**Direction**
Check each line of the material. Copy those containing "components".

****

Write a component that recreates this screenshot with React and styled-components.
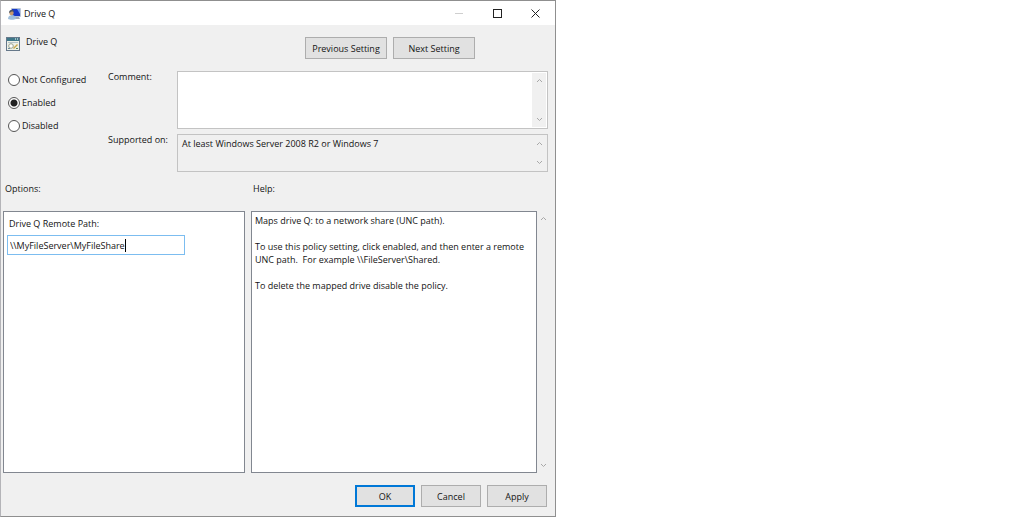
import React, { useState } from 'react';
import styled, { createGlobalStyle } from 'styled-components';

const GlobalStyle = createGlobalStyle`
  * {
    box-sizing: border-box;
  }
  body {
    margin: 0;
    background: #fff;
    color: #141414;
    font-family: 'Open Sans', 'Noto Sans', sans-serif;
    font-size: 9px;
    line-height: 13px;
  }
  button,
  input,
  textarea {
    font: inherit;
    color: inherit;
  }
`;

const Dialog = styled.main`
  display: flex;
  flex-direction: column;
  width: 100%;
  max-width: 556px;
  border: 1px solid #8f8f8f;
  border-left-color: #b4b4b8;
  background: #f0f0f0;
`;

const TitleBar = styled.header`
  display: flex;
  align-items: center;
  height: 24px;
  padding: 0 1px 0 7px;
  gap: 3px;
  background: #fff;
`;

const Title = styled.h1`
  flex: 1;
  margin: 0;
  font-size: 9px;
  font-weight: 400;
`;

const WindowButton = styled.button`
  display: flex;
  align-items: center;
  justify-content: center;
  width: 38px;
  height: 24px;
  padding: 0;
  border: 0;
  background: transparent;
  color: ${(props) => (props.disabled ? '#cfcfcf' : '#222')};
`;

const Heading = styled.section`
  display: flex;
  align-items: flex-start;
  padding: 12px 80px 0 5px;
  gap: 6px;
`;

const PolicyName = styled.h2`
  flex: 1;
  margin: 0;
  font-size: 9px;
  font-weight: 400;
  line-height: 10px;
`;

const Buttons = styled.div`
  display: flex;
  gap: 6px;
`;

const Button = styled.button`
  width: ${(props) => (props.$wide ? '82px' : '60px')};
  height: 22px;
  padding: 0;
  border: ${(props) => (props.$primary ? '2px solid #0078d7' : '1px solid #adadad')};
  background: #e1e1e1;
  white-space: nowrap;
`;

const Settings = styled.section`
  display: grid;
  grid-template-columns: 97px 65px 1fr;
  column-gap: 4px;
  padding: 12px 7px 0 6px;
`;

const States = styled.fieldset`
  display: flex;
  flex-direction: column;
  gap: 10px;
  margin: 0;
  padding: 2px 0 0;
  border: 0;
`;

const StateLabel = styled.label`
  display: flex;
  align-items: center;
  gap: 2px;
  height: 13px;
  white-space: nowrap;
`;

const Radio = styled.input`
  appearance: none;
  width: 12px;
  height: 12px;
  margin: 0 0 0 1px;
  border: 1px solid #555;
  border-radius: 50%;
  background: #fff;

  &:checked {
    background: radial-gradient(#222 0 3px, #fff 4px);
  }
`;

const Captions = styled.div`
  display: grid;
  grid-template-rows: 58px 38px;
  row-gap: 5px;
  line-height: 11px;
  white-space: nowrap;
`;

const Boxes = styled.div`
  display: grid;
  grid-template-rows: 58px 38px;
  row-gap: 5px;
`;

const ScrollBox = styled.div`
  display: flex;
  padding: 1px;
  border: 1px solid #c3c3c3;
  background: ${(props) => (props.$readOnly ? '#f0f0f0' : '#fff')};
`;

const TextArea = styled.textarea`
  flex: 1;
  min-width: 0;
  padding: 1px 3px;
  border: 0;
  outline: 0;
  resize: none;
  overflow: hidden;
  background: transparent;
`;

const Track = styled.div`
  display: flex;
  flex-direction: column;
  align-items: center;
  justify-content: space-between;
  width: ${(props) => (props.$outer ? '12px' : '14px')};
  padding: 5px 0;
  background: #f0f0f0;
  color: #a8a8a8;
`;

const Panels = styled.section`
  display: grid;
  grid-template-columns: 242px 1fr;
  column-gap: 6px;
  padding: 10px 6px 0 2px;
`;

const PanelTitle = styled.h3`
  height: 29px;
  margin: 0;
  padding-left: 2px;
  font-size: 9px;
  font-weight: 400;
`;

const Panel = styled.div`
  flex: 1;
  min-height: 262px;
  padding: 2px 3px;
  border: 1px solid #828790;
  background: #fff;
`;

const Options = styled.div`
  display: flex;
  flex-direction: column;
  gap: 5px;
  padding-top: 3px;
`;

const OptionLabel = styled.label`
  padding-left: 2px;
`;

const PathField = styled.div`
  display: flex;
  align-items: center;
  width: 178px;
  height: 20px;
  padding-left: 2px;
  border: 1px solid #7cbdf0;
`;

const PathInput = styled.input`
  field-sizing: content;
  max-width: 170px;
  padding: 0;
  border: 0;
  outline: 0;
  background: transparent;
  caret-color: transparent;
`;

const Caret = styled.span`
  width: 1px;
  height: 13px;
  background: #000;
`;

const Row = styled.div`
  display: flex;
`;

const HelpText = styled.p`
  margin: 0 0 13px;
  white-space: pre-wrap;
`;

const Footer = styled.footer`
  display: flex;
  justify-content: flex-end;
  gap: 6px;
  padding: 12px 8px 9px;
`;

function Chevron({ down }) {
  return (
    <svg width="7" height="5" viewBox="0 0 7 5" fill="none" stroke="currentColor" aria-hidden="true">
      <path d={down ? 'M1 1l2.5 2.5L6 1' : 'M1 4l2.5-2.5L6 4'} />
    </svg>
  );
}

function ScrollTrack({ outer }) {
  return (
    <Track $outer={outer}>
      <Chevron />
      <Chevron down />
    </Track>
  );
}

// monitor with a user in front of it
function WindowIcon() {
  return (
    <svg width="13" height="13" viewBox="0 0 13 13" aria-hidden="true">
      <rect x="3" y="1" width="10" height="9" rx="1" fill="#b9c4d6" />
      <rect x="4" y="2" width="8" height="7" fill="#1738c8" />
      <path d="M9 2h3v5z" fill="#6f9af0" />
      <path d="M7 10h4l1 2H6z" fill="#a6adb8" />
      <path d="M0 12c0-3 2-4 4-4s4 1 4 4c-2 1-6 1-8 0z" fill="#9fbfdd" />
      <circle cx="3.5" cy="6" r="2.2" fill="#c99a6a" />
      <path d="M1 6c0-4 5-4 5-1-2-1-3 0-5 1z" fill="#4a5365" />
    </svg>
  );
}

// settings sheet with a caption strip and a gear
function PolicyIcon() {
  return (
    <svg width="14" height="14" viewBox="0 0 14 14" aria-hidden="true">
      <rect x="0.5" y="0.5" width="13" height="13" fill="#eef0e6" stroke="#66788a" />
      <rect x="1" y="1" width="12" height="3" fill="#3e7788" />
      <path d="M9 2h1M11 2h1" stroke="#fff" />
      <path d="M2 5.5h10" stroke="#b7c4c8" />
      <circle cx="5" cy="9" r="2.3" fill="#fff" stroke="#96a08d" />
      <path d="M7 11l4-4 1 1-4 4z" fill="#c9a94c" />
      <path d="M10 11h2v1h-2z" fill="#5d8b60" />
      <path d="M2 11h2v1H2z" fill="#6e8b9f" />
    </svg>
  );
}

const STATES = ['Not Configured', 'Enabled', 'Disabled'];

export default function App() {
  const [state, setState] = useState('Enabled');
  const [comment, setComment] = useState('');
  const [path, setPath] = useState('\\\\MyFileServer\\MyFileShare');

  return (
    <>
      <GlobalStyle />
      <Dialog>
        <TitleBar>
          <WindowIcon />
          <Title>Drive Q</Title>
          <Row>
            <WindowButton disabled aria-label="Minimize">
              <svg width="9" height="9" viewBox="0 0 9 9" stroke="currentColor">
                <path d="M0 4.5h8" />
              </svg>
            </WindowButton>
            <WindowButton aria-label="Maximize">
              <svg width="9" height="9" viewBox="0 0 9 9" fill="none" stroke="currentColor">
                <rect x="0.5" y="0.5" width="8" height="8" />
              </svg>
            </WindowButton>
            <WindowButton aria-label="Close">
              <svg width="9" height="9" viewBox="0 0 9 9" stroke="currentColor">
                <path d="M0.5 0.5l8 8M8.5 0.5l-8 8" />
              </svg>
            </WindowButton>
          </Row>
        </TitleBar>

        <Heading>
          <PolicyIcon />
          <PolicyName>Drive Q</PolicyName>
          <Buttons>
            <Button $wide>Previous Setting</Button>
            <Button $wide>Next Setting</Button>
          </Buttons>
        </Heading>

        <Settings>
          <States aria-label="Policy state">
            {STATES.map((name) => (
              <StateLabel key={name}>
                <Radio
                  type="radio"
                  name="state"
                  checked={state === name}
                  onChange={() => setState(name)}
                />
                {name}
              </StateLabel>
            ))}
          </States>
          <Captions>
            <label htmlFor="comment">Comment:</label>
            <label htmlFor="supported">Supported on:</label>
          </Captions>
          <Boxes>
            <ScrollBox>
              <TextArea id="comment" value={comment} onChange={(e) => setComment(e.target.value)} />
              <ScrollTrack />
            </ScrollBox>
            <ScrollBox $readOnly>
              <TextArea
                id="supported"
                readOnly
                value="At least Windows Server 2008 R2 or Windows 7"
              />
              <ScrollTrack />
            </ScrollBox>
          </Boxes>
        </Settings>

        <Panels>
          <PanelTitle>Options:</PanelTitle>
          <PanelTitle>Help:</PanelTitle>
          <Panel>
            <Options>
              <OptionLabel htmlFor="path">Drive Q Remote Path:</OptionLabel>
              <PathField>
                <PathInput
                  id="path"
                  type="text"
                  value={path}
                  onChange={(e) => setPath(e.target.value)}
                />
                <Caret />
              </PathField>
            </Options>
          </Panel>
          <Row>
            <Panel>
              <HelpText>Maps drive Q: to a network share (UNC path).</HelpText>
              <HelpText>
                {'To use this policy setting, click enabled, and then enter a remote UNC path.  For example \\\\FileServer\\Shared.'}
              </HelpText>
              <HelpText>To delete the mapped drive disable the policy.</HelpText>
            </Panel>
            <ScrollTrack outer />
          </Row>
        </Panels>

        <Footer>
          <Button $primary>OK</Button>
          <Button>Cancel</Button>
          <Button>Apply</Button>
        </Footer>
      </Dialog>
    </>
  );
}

****

**Expected output**
Write a component that recreates this screenshot with React and styled-components.
import styled, { createGlobalStyle } from 'styled-components';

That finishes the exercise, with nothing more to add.